- [Your goal]:
Reproduce all of the data that follows, character for character.

★ ★ ★ ★ ★

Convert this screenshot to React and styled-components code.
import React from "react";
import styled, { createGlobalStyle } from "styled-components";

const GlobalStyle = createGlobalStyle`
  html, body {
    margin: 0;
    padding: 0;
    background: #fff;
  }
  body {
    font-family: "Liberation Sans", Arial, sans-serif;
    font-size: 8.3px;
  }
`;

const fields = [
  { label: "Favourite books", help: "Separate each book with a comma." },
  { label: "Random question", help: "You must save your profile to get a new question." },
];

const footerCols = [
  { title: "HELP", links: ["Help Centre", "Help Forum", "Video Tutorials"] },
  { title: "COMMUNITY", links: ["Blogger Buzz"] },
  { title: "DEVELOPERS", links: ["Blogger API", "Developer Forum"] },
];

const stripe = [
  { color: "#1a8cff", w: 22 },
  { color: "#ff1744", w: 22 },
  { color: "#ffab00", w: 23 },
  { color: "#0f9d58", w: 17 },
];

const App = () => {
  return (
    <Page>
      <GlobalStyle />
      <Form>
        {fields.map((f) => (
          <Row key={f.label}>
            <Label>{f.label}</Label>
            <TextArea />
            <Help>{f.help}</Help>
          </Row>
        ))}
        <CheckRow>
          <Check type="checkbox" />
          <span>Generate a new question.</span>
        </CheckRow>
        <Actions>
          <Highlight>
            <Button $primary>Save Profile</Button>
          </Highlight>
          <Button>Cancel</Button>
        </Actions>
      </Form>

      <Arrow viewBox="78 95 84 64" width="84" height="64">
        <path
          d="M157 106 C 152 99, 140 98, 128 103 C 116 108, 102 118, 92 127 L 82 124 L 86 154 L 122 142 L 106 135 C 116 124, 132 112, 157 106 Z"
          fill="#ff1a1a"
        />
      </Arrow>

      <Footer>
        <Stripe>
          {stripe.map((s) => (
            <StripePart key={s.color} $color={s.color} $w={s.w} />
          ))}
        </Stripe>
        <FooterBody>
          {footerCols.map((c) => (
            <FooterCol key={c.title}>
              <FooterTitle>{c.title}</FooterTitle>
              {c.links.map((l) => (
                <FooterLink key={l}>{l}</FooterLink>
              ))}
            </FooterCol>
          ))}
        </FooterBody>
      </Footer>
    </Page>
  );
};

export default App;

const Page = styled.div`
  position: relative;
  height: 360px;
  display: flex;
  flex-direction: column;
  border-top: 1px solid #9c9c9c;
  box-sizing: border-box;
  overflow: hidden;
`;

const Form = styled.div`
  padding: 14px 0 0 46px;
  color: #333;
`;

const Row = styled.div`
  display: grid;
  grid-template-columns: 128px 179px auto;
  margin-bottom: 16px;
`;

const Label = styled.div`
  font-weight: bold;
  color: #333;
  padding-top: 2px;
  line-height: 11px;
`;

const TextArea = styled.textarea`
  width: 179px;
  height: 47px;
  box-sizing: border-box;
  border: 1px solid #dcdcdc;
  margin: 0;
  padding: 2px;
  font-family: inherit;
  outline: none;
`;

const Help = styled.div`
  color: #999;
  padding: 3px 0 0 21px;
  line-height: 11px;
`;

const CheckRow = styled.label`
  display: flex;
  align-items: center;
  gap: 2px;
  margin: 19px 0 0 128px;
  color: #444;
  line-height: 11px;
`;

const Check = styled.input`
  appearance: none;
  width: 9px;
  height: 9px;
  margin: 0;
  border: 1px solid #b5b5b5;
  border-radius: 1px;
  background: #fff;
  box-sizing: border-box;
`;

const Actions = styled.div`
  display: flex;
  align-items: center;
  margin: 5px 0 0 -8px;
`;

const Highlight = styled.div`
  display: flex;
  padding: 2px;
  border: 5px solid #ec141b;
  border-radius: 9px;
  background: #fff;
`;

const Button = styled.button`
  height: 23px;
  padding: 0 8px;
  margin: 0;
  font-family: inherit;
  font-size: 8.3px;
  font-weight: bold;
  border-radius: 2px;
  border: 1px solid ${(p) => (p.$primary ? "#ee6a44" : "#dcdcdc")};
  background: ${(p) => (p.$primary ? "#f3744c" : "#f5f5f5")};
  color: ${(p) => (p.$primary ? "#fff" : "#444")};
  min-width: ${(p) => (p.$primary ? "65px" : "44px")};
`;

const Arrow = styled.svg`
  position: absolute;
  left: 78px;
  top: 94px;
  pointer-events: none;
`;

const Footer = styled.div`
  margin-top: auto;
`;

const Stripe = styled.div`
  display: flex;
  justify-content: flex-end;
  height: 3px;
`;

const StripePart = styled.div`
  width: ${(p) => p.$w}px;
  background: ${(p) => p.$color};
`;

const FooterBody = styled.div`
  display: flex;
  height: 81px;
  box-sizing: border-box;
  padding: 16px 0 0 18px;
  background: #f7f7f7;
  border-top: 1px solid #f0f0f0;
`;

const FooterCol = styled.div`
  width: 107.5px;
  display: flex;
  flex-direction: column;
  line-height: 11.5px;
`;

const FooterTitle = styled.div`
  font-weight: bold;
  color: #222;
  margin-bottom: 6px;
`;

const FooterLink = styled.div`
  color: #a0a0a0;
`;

★ ★ ★ ★ ★

- [Expected answer]:
Convert this screenshot to React and styled-components code.
import React from "react";
import styled, { createGlobalStyle } from "styled-components";

const GlobalStyle = createGlobalStyle`
  html, body {
    margin: 0;
    padding: 0;
    background: #fff;
  }
  body {
    font-family: "Liberation Sans", Arial, sans-serif;
    font-size: 8.3px;
  }
`;

const fields = [
  { label: "Favourite books", help: "Separate each book with a comma." },
  { label: "Random question", help: "You must save your profile to get a new question." },
];

const footerCols = [
  { title: "HELP", links: ["Help Centre", "Help Forum", "Video Tutorials"] },
  { title: "COMMUNITY", links: ["Blogger Buzz"] },
  { title: "DEVELOPERS", links: ["Blogger API", "Developer Forum"] },
];

const stripe = [
  { color: "#1a8cff", w: 22 },
  { color: "#ff1744", w: 22 },
  { color: "#ffab00", w: 23 },
  { color: "#0f9d58", w: 17 },
];

const App = () => {
  return (
    <Page>
      <GlobalStyle />
      <Form>
        {fields.map((f) => (
          <Row key={f.label}>
            <Label>{f.label}</Label>
            <TextArea />
            <Help>{f.help}</Help>
          </Row>
        ))}
        <CheckRow>
          <Check type="checkbox" />
          <span>Generate a new question.</span>
        </CheckRow>
        <Actions>
          <Highlight>
            <Button $primary>Save Profile</Button>
          </Highlight>
          <Button>Cancel</Button>
        </Actions>
      </Form>

      <Arrow viewBox="78 95 84 64" width="84" height="64">
        <path
          d="M157 106 C 152 99, 140 98, 128 103 C 116 108, 102 118, 92 127 L 82 124 L 86 154 L 122 142 L 106 135 C 116 124, 132 112, 157 106 Z"
          fill="#ff1a1a"
        />
      </Arrow>

      <Footer>
        <Stripe>
          {stripe.map((s) => (
            <StripePart key={s.color} $color={s.color} $w={s.w} />
          ))}
        </Stripe>
        <FooterBody>
          {footerCols.map((c) => (
            <FooterCol key={c.title}>
              <FooterTitle>{c.title}</FooterTitle>
              {c.links.map((l) => (
                <FooterLink key={l}>{l}</FooterLink>
              ))}
            </FooterCol>
          ))}
        </FooterBody>
      </Footer>
    </Page>
  );
};

export default App;

const Page = styled.div`
  position: relative;
  height: 360px;
  display: flex;
  flex-direction: column;
  border-top: 1px solid #9c9c9c;
  box-sizing: border-box;
  overflow: hidden;
`;

const Form = styled.div`
  padding: 14px 0 0 46px;
  color: #333;
`;

const Row = styled.div`
  display: grid;
  grid-template-columns: 128px 179px auto;
  margin-bottom: 16px;
`;

const Label = styled.div`
  font-weight: bold;
  color: #333;
  padding-top: 2px;
  line-height: 11px;
`;

const TextArea = styled.textarea`
  width: 179px;
  height: 47px;
  box-sizing: border-box;
  border: 1px solid #dcdcdc;
  margin: 0;
  padding: 2px;
  font-family: inherit;
  outline: none;
`;

const Help = styled.div`
  color: #999;
  padding: 3px 0 0 21px;
  line-height: 11px;
`;

const CheckRow = styled.label`
  display: flex;
  align-items: center;
  gap: 2px;
  margin: 19px 0 0 128px;
  color: #444;
  line-height: 11px;
`;

const Check = styled.input`
  appearance: none;
  width: 9px;
  height: 9px;
  margin: 0;
  border: 1px solid #b5b5b5;
  border-radius: 1px;
  background: #fff;
  box-sizing: border-box;
`;

const Actions = styled.div`
  display: flex;
  align-items: center;
  margin: 5px 0 0 -8px;
`;

const Highlight = styled.div`
  display: flex;
  padding: 2px;
  border: 5px solid #ec141b;
  border-radius: 9px;
  background: #fff;
`;

const Button = styled.button`
  height: 23px;
  padding: 0 8px;
  margin: 0;
  font-family: inherit;
  font-size: 8.3px;
  font-weight: bold;
  border-radius: 2px;
  border: 1px solid ${(p) => (p.$primary ? "#ee6a44" : "#dcdcdc")};
  background: ${(p) => (p.$primary ? "#f3744c" : "#f5f5f5")};
  color: ${(p) => (p.$primary ? "#fff" : "#444")};
  min-width: ${(p) => (p.$primary ? "65px" : "44px")};
`;

const Arrow = styled.svg`
  position: absolute;
  left: 78px;
  top: 94px;
  pointer-events: none;
`;

const Footer = styled.div`
  margin-top: auto;
`;

const Stripe = styled.div`
  display: flex;
  justify-content: flex-end;
  height: 3px;
`;

const StripePart = styled.div`
  width: ${(p) => p.$w}px;
  background: ${(p) => p.$color};
`;

const FooterBody = styled.div`
  display: flex;
  height: 81px;
  box-sizing: border-box;
  padding: 16px 0 0 18px;
  background: #f7f7f7;
  border-top: 1px solid #f0f0f0;
`;

const FooterCol = styled.div`
  width: 107.5px;
  display: flex;
  flex-direction: column;
  line-height: 11.5px;
`;

const FooterTitle = styled.div`
  font-weight: bold;
  color: #222;
  margin-bottom: 6px;
`;

const FooterLink = styled.div`
  color: #a0a0a0;
`;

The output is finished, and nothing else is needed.